Когда я вспоминаю этого Максима, которого я хорошо знал, мне невольно приходит на память воспетый Виктором Гюго знаменитый Гаврош – Максим был один из тех бакинских гимназистов, который в двенадцатилетнем возрасте бежал из родного дома на фронт Европейской войны, где совершил лично много подвигов, за что имел знаки отличия. Конечно, после революции 1918 года он сделался ярым большевиком. Едва ли это было вполне сознательно – ведь это был, в сущности, ребенок…
Максим, будучи вызван начальником Разведупра армии Берковичем, был инструктирован им.
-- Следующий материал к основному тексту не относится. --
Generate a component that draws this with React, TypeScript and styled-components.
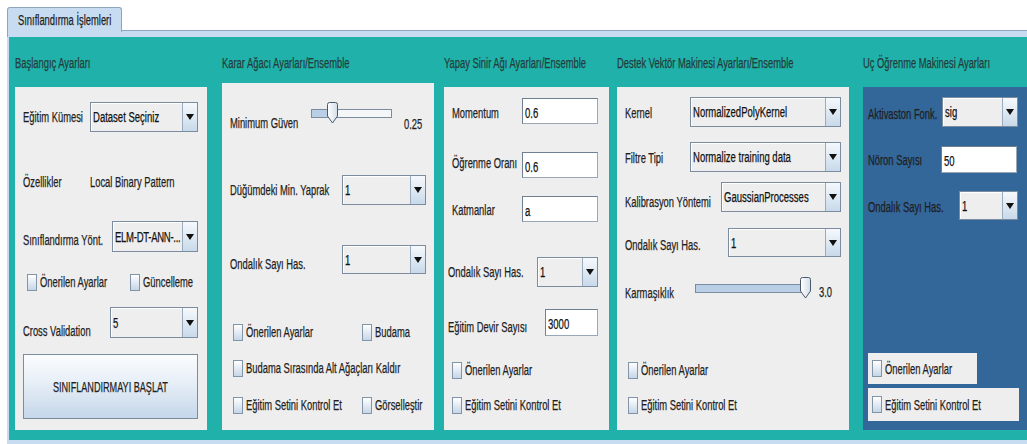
import React from 'react'
import styled, { createGlobalStyle, css } from 'styled-components'

const GlobalStyle = createGlobalStyle`
  * { box-sizing: border-box; }
  body {
    margin: 0;
    background: #ffffff;
    overflow: hidden;
    font-family: "Liberation Sans", Arial, sans-serif;
  }
`

// Swing-like narrow text: a regular face squeezed horizontally
const narrow = css`
  display: inline-block;
  font-size: 14px;
  line-height: 16px;
  white-space: nowrap;
  -webkit-text-stroke: 0.25px currentColor;
  transform-origin: 0 50%;
`

const Page = styled.div`
  padding: 6px 0 0 7px;
  width: 1040px;
`

const TabStrip = styled.div`
  display: flex;
  align-items: flex-end;
  height: 25px;
`

const Tab = styled.div`
  width: 115px;
  height: 25px;
  margin-bottom: -1px;
  padding-left: 10px;
  display: flex;
  align-items: center;
  background: #c8dcf1;
  border: 1px solid #8ea5bf;
  border-bottom: none;
  border-radius: 3px 3px 0 0;
  position: relative;
  z-index: 1;
`

const TabRest = styled.div`
  flex: 1;
  border-bottom: 1px solid #8ea5bf;
`

const TabBand = styled.div`
  height: 6px;
  background: #c8dcf1;
  border-left: 1px solid #8ea5bf;
`

const Content = styled.div`
  height: 407px;
  display: flex;
  padding: 18px 0 0 6px;
  background: #20b2aa;
  border-left: 2px solid #c8dcf1;
  border-bottom: 4px solid #c8dcf1;
`

const Column = styled.div<{ $w: number; $ml: number }>`
  flex: none;
  width: ${p => p.$w}px;
  margin-left: ${p => p.$ml}px;
  display: flex;
  flex-direction: column;
`

const Title = styled.div`
  ${narrow};
  height: 16px;
  color: #223d3b;
  transform: scaleX(0.67);
`

const Box = styled.div<{ $mt: number; $h: number; $blue?: boolean }>`
  margin-top: ${p => p.$mt}px;
  height: ${p => p.$h}px;
  background: ${p => (p.$blue ? '#336699' : '#eeeeee')};
  display: flex;
  flex-direction: column;
`

const Row = styled.div<{ $mt: number; $h: number; $pl: number }>`
  flex: none;
  display: flex;
  align-items: center;
  margin-top: ${p => p.$mt}px;
  height: ${p => p.$h}px;
  padding-left: ${p => p.$pl}px;
`

const Label = styled.span<{ $w?: number; $dy?: number; $ml?: number }>`
  ${narrow};
  flex: none;
  width: ${p => (p.$w ? `${p.$w}px` : 'auto')};
  margin-left: ${p => p.$ml ?? 0}px;
  color: #1f1f1f;
  transform: translateY(${p => p.$dy ?? 0}px) scaleX(0.67);
`

const Txt = styled.span<{ $tight?: boolean }>`
  ${narrow};
  color: #111111;
  letter-spacing: ${p => (p.$tight ? '-0.4px' : 'normal')};
  transform: scaleX(0.68);
`

const Combo = styled.div<{ $w: number; $h: number }>`
  flex: none;
  display: flex;
  width: ${p => p.$w}px;
  height: ${p => p.$h}px;
  border: 1px solid #7b8c9e;
  background: #eeeeee;
`

const ComboValue = styled.div`
  flex: 1;
  min-width: 0;
  display: flex;
  align-items: center;
  padding-left: 2px;
  border-right: 1px solid #9aabbd;
  box-shadow: inset 1px 1px 0 #ffffff;
`

const ComboArrow = styled.div`
  flex: none;
  width: 14px;
  display: flex;
  align-items: center;
  justify-content: center;
  background: linear-gradient(#f6f9fc, #c8d9ea);
`

const Field = styled.div<{ $w: number; $h: number }>`
  flex: none;
  display: flex;
  align-items: center;
  width: ${p => p.$w}px;
  height: ${p => p.$h}px;
  padding: 3px 0 0 2px;
  background: #ffffff;
  border: 1px solid #9aa8b6;
  border-top-color: #6f7f90;
  border-left-color: #6f7f90;
`

const CheckRow = styled.div<{ $w?: number }>`
  flex: none;
  display: flex;
  align-items: center;
  gap: 3px;
  width: ${p => (p.$w ? `${p.$w}px` : 'auto')};
`

const CheckBox = styled.span`
  flex: none;
  width: 10px;
  height: 17px;
  border: 1px solid #8194a8;
  background: linear-gradient(#ffffff, #c6d6e7);
`

const CheckPanel = styled.div<{ $w: number; $h: number; $mt: number }>`
  flex: none;
  display: flex;
  align-items: center;
  width: ${p => p.$w}px;
  height: ${p => p.$h}px;
  margin: ${p => p.$mt}px 0 0 5px;
  padding-left: 4px;
  background: #eeeeee;
`

const SliderWrap = styled.div<{ $w: number }>`
  flex: none;
  position: relative;
  width: ${p => p.$w}px;
  height: 22px;
`

const Track = styled.div<{ $fill: number }>`
  position: absolute;
  left: 0;
  right: 0;
  top: 7px;
  height: 9px;
  border: 1px solid #7b8c9e;
  background: linear-gradient(to right, #b9cfe6 ${p => p.$fill}px, #f4f6f8 ${p => p.$fill}px);
`

const Thumb = styled.svg<{ $x: number }>`
  position: absolute;
  top: 0;
  left: ${p => p.$x}px;
`

const StartButton = styled.button`
  flex: none;
  width: 175px;
  height: 65px;
  margin: 16px 0 0 8px;
  display: flex;
  align-items: center;
  justify-content: center;
  border: 1px solid #7b8c9e;
  background: linear-gradient(#fbfcfe, #e6eef6 45%, #c5d7ea);
  font-family: inherit;
  padding: 0;
`

const ButtonText = styled.span`
  ${narrow};
  color: #1e1e1e;
  transform-origin: 50% 50%;
  transform: scaleX(0.65);
`

const Arrow = () => (
  <svg width="8" height="6" viewBox="0 0 8 6">
    <polygon points="0,0 8,0 4,6" fill="#111" />
  </svg>
)

const Select = ({ w, h, value, tight }: { w: number; h: number; value: string; tight?: boolean }) => (
  <Combo $w={w} $h={h}>
    <ComboValue>
      <Txt $tight={tight}>{value}</Txt>
    </ComboValue>
    <ComboArrow>
      <Arrow />
    </ComboArrow>
  </Combo>
)

const Input = ({ w, h, value }: { w: number; h: number; value: string }) => (
  <Field $w={w} $h={h}>
    <Txt>{value}</Txt>
  </Field>
)

const Check = ({ text, w }: { text: string; w?: number }) => (
  <CheckRow $w={w}>
    <CheckBox />
    <Label>{text}</Label>
  </CheckRow>
)

const Slider = ({ w, thumb }: { w: number; thumb: number }) => (
  <SliderWrap $w={w}>
    <Track $fill={thumb + 6} />
    <Thumb $x={thumb} width="13" height="22" viewBox="0 0 13 22">
      <defs>
        <linearGradient id="thumbFill" x1="0" y1="0" x2="1" y2="0">
          <stop offset="0" stopColor="#ffffff" />
          <stop offset="1" stopColor="#d3dde8" />
        </linearGradient>
      </defs>
      <path d="M1.5 2.5 Q1.5 0.5 3.5 0.5 H9.5 Q11.5 0.5 11.5 2.5 V14 L6.5 21 L1.5 14 Z" fill="url(#thumbFill)" stroke="#4a5a6a" strokeWidth="1" />
    </Thumb>
  </SliderWrap>
)

export default function App() {
  return (
    <Page>
      <GlobalStyle />
      <TabStrip>
        <Tab>
          <Label>Sınıflandırma İşlemleri</Label>
        </Tab>
        <TabRest />
      </TabStrip>
      <TabBand />
      <Content>
        {/* Başlangıç ayarları */}
        <Column $w={192} $ml={0}>
          <Title>Başlangıç Ayarları</Title>
          <Box $mt={16} $h={343}>
            <Row $mt={15} $h={30} $pl={8}>
              <Label $w={67}>Eğitim Kümesi</Label>
              <Select w={108} h={30} value="Dataset Seçiniz" />
            </Row>
            <Row $mt={40} $h={20} $pl={8}>
              <Label $w={67}>Özellikler</Label>
              <Label>Local Binary Pattern</Label>
            </Row>
            <Row $mt={29} $h={31} $pl={8}>
              <Label $w={89} $dy={3}>Sınıflandırma Yönt.</Label>
              <Select w={86} h={31} value="ELM-DT-ANN-..." tight />
            </Row>
            <Row $mt={20} $h={20} $pl={12}>
              <Check text="Önerilen Ayarlar" w={103} />
              <Check text="Güncelleme" />
            </Row>
            <Row $mt={15} $h={31} $pl={8}>
              <Label $w={87} $dy={8}>Cross Validation</Label>
              <Select w={88} h={31} value="5" />
            </Row>
            <StartButton>
              <ButtonText>SINIFLANDIRMAYI BAŞLAT</ButtonText>
            </StartButton>
          </Box>
        </Column>

        {/* Karar ağacı */}
        <Column $w={212} $ml={15}>
          <Title>Karar Ağacı Ayarları/Ensemble</Title>
          <Box $mt={12} $h={347}>
            <Row $mt={19} $h={22} $pl={8}>
              <Label $w={81} $dy={10}>Minimum Güven</Label>
              <Slider w={81} thumb={15} />
              <Label $ml={12} $dy={11}>0.25</Label>
            </Row>
            <Row $mt={51} $h={30} $pl={8}>
              <Label $w={112}>Düğümdeki Min. Yaprak</Label>
              <Select w={84} h={30} value="1" />
            </Row>
            <Row $mt={40} $h={29} $pl={8}>
              <Label $w={112} $dy={4}>Ondalık Sayı Has.</Label>
              <Select w={84} h={29} value="1" />
            </Row>
            <Row $mt={48} $h={20} $pl={11}>
              <Check text="Önerilen Ayarlar" w={129} />
              <Check text="Budama" />
            </Row>
            <Row $mt={16} $h={20} $pl={11}>
              <Check text="Budama Sırasında Alt Ağaçları Kaldır" />
            </Row>
            <Row $mt={17} $h={20} $pl={11}>
              <Check text="Eğitim Setini Kontrol Et" w={129} />
              <Check text="Görselleştir" />
            </Row>
          </Box>
        </Column>

        {/* Yapay sinir ağı */}
        <Column $w={165} $ml={10}>
          <Title>Yapay Sinir Ağı Ayarları/Ensemble</Title>
          <Box $mt={16} $h={343}>
            <Row $mt={11} $h={26} $pl={8}>
              <Label $w={70} $dy={2}>Momentum</Label>
              <Input w={76} h={26} value="0.6" />
            </Row>
            <Row $mt={28} $h={26} $pl={8}>
              <Label $w={70} $dy={-2}>Öğrenme Oranı</Label>
              <Input w={76} h={26} value="0.6" />
            </Row>
            <Row $mt={18} $h={26} $pl={8}>
              <Label $w={70} $dy={1}>Katmanlar</Label>
              <Input w={76} h={26} value="a" />
            </Row>
            <Row $mt={35} $h={30} $pl={4}>
              <Label $w={89}>Ondalık Sayı Has.</Label>
              <Select w={61} h={30} value="1" />
            </Row>
            <Row $mt={22} $h={27} $pl={4}>
              <Label $w={97} $dy={4}>Eğitim Devir Sayısı</Label>
              <Input w={53} h={27} value="3000" />
            </Row>
            <Row $mt={24} $h={20} $pl={8}>
              <Check text="Önerilen Ayarlar" />
            </Row>
            <Row $mt={15} $h={20} $pl={8}>
              <Check text="Eğitim Setini Kontrol Et" />
            </Row>
          </Box>
        </Column>

        {/* Destek vektör makinesi */}
        <Column $w={232} $ml={8}>
          <Title>Destek Vektör Makinesi Ayarları/Ensemble</Title>
          <Box $mt={16} $h={343}>
            <Row $mt={10} $h={30} $pl={8}>
              <Label $w={65} $dy={1}>Kernel</Label>
              <Select w={151} h={30} value="NormalizedPolyKernel" />
            </Row>
            <Row $mt={15} $h={30} $pl={8}>
              <Label $w={65} $dy={1}>Filtre Tipi</Label>
              <Select w={151} h={30} value="Normalize training data" />
            </Row>
            <Row $mt={10} $h={30} $pl={8}>
              <Label $w={96} $dy={5}>Kalibrasyon Yöntemi</Label>
              <Select w={120} h={30} value="GaussianProcesses" />
            </Row>
            <Row $mt={16} $h={29} $pl={8}>
              <Label $w={103} $dy={2}>Ondalık Sayı Has.</Label>
              <Select w={113} h={29} value="1" />
            </Row>
            <Row $mt={20} $h={22} $pl={8}>
              <Label $w={70} $dy={5}>Karmaşıklık</Label>
              <Slider w={112} thumb={104} />
              <Label $ml={12} $dy={4}>3.0</Label>
            </Row>
            <Row $mt={61} $h={20} $pl={11}>
              <Check text="Önerilen Ayarlar" />
            </Row>
            <Row $mt={15} $h={20} $pl={11}>
              <Check text="Eğitim Setini Kontrol Et" />
            </Row>
          </Box>
        </Column>

        {/* Uç öğrenme makinesi */}
        <Column $w={175} $ml={14}>
          <Title>Uç Öğrenme Makinesi Ayarları</Title>
          <Box $mt={16} $h={343} $blue>
            <Row $mt={10} $h={30} $pl={5}>
              <Label $w={74} $dy={2}>Aktivaston Fonk.</Label>
              <Select w={76} h={30} value="sig" />
            </Row>
            <Row $mt={19} $h={27} $pl={5}>
              <Label $w={73}>Nöron Sayısı</Label>
              <Input w={76} h={27} value="50" />
            </Row>
            <Row $mt={18} $h={29} $pl={5}>
              <Label $w={91} $dy={1}>Ondalık Sayı Has.</Label>
              <Select w={59} h={29} value="1" />
            </Row>
            <CheckPanel $w={109} $h={31} $mt={133}>
              <Check text="Önerilen Ayarlar" />
            </CheckPanel>
            <CheckPanel $w={151} $h={33} $mt={4}>
              <Check text="Eğitim Setini Kontrol Et" />
            </CheckPanel>
          </Box>
        </Column>
      </Content>
    </Page>
  )
}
Затем Беркович раздел его донага и воткнул ему в задний проход капсулу с вложенной в нее написанной на шелковой бумаге инструкцией тайному резиденту Разведупра в Персии, оккупированной в то время англичанами.
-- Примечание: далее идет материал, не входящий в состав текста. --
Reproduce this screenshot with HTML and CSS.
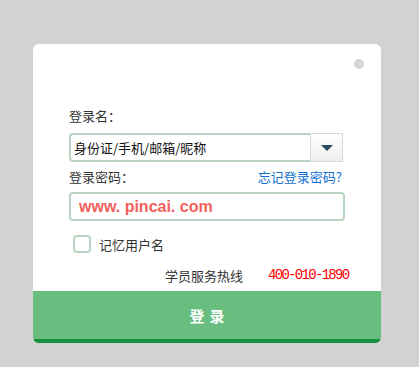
FILE: index.html
```html
<!DOCTYPE html>
<html lang="zh-CN">
<head>
<meta charset="utf-8">
<title>登录</title>
<link rel="stylesheet" href="styles.css">
</head>
<body>
<div class="card">
  <span class="close-dot"></span>
  <div class="form">
    <div class="label">登录名：</div>
    <div class="select">
      <div class="select-text">身份证/手机/邮箱/昵称</div>
      <div class="select-btn"><span class="arrow"></span></div>
    </div>
    <div class="label-row">
      <span class="label">登录密码：</span>
      <a class="forgot">忘记登录密码?</a>
    </div>
    <div class="pwd">www. pincai. com</div>
    <div class="remember">
      <span class="checkbox"></span>
      <span class="remember-text">记忆用户名</span>
    </div>
    <div class="hotline">
      <span class="hotline-label">学员服务热线</span>
      <span class="hotline-num">400-010-1890</span>
    </div>
  </div>
  <div class="login-btn">登录</div>
</div>
</body>
</html>
```
FILE: styles.css
```css
html, body {
  margin: 0;
  padding: 0;
}
body {
  background: #d2d2d2;
  width: 419px;
  height: 367px;
  font-family: "Noto Sans CJK SC", "Liberation Sans", sans-serif;
  color: #333;
  overflow: hidden;
}
.card {
  position: relative;
  margin: 44px 0 0 33px;
  width: 348px;
  height: 299px;
  background: #fff;
  border-radius: 6px;
  overflow: hidden;
  display: flex;
  flex-direction: column;
}
.close-dot {
  position: absolute;
  left: 321px;
  top: 15px;
  width: 10px;
  height: 10px;
  border-radius: 50%;
  background: #d6d6d6;
}
.form {
  padding: 62px 36px 0 36px;
  display: flex;
  flex-direction: column;
  flex: 1;
}
.label {
  font-size: 13px;
  line-height: 20px;
  height: 20px;
  color: #333;
}
.select {
  margin-top: 7px;
  height: 29px;
  display: flex;
  margin-right: 2px;
}
.select-text {
  flex: 1;
  border: 2px solid #b8d4c0;
  border-right: none;
  border-radius: 4px 0 0 4px;
  padding-left: 3px;
  font-size: 13px;
  line-height: 25px;
  color: #111;
}
.select-btn {
  width: 31px;
  border: 1px solid #d8d8d8;
  background: linear-gradient(#ffffff, #eeeeee);
  display: flex;
  align-items: center;
  justify-content: center;
}
.arrow {
  width: 0;
  height: 0;
  border-left: 6px solid transparent;
  border-right: 6px solid transparent;
  border-top: 6px solid #2a4a62;
  margin-top: 1px;
}
.label-row {
  margin-top: 5px;
  display: flex;
  justify-content: space-between;
  align-items: center;
  height: 20px;
}
.forgot {
  font-size: 13px;
  line-height: 20px;
  color: #1170cf;
  margin-right: 3px;
}
.pwd {
  margin-top: 5px;
  height: 25px;
  border: 2px solid #b8d4c0;
  border-radius: 4px;
  padding-left: 8px;
  font-family: "Liberation Sans", Arial, sans-serif;
  font-weight: bold;
  font-size: 16px;
  line-height: 25px;
  color: #f2605b;
}
.remember {
  margin-top: 14px;
  display: flex;
  align-items: center;
  height: 18px;
  padding-left: 4px;
}
.checkbox {
  width: 14px;
  height: 14px;
  border: 2px solid #b8d4c0;
  border-radius: 4px;
}
.remember-text {
  margin-left: 8px;
  font-size: 13px;
  color: #333;
}
.hotline {
  margin-top: 12px;
  margin-right: -10px;
  height: 20px;
  display: flex;
  align-items: center;
  padding-left: 96px;
  white-space: nowrap;
}
.hotline-label {
  font-size: 13px;
  color: #333;
  flex-shrink: 0;
}
.hotline-num {
  flex-shrink: 0;
  margin-left: 25px;
  font-family: "Liberation Mono", "DejaVu Sans Mono", monospace;
  font-size: 14px;
  letter-spacing: -1.7px;
  color: #ff0000;
}
.login-btn {
  height: 48px;
  background: #68bd7f;
  border-bottom: 4px solid #17903f;
  color: #fff;
  font-weight: bold;
  font-size: 15px;
  letter-spacing: 5px;
  padding-left: 5px;
  display: flex;
  align-items: center;
  justify-content: center;
}
```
В ту же ночь Максим был переброшен через фронт в Персию. Он блестяще исполнил поручение, после чего довольно длинным путем, все время скрываясь и преодолевая всевозможные препятствия, возвратился в Баку, где я его и встретил. Он мне рассказал о перипетиях своего путешествия через оккупационную зону англичан. Когда Максим очутился в расположении английских войск, он был задержан английской полевой жандармерией, которая после тщательного обыска и тщательного допроса его отпустила, не найдя у него ничего подозрительного. По прибытии в Тегеран он был задержан персидской стражей. Новые допросы, новые обыски…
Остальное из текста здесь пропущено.